The top UN humanitarian official was in the Security Council on Wednesday to appeal for the renewal of an operation that delivers life-saving food and other aid relief to some four million civilians in northern Syria.
The mandate of the cross-border mechanism operating from Turkey will expire in January.
“Without the cross-border operation, we would see an immediate end of aid supporting millions of civilians,” Mark Lowcock, the UN Under Secretary-General for Humanitarian Affairs, told the Council.
“That would cause a rapid increase in hunger and disease. A lot more people would flood across the borders, making an existing crisis even worse in the region.”
Rising humanitarian needs
The cross-border operation was mandated under UN Security Council Resolution 2165 of July 2014.
Since then, nearly 30,000 trucks have brought food, water, medical items, shelter and other assistance into Syria.
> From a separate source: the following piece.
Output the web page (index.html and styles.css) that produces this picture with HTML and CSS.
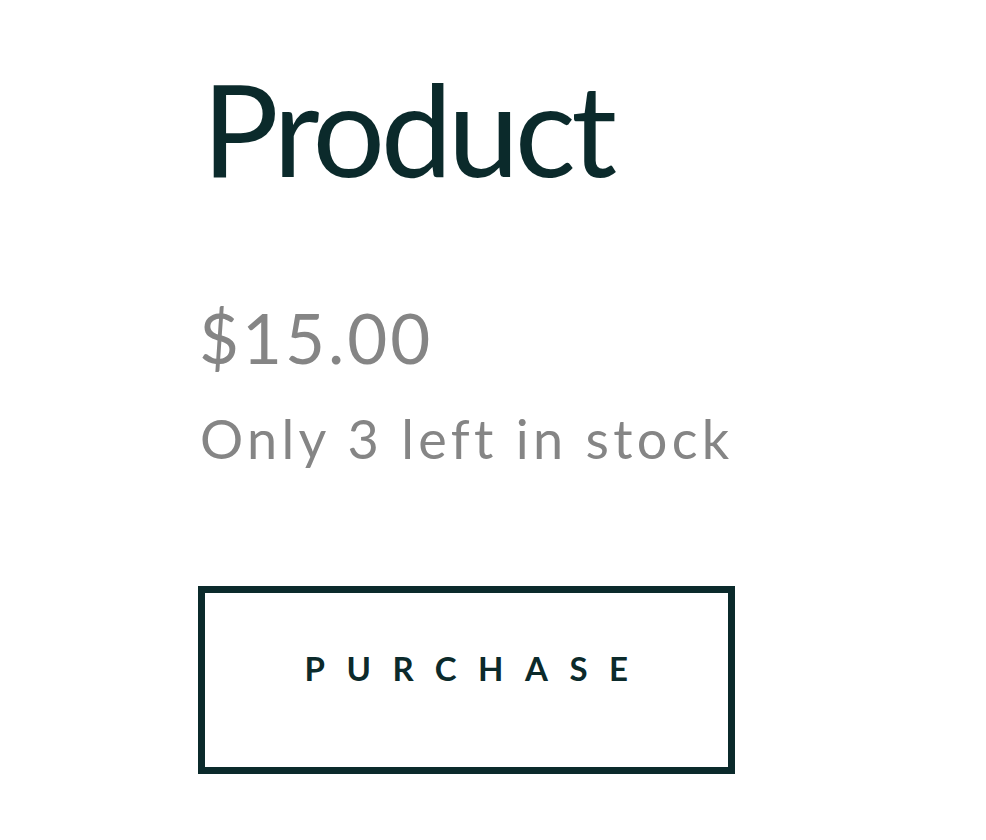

Mr. Lowcock said the operation has grown by more than 40 per cent over the same period last year due to rising needs.
The UN relief chief visited the operation last month, describing it as “one of the most closely scrutinized aid delivery systems in the world today”.
All movements and deliveries are monitored during the entire journey: from the border, to warehouses in Syria, to distribution points, and at delivery.
“Nothing in life is completely risk-free but I can say with confidence that the UN knows what is going across the border under our programme and where it is going,” he stated. “We know that help is reaching the civilians who need it.”
Overall, 11 million Syrians, or half the population, require humanitarian assistance, as the war there approaches its ninth year.
Recently, increased airstrikes and ground strikes in the northwest have caused a high number of civilian casualties. There were more than 100 in the past two days alone, Mr. Lowcock said.
Meanwhile, there has been a decrease in hostilities in northeast Syria, following recent agreements on a pause in the military offensive against the Kurds launched by Turkey across the border in early October.
While most of the 200,000 people who fled the region in the early stages of the fighting have returned, Mr. Lowcock reported some 70,000 remain displaced.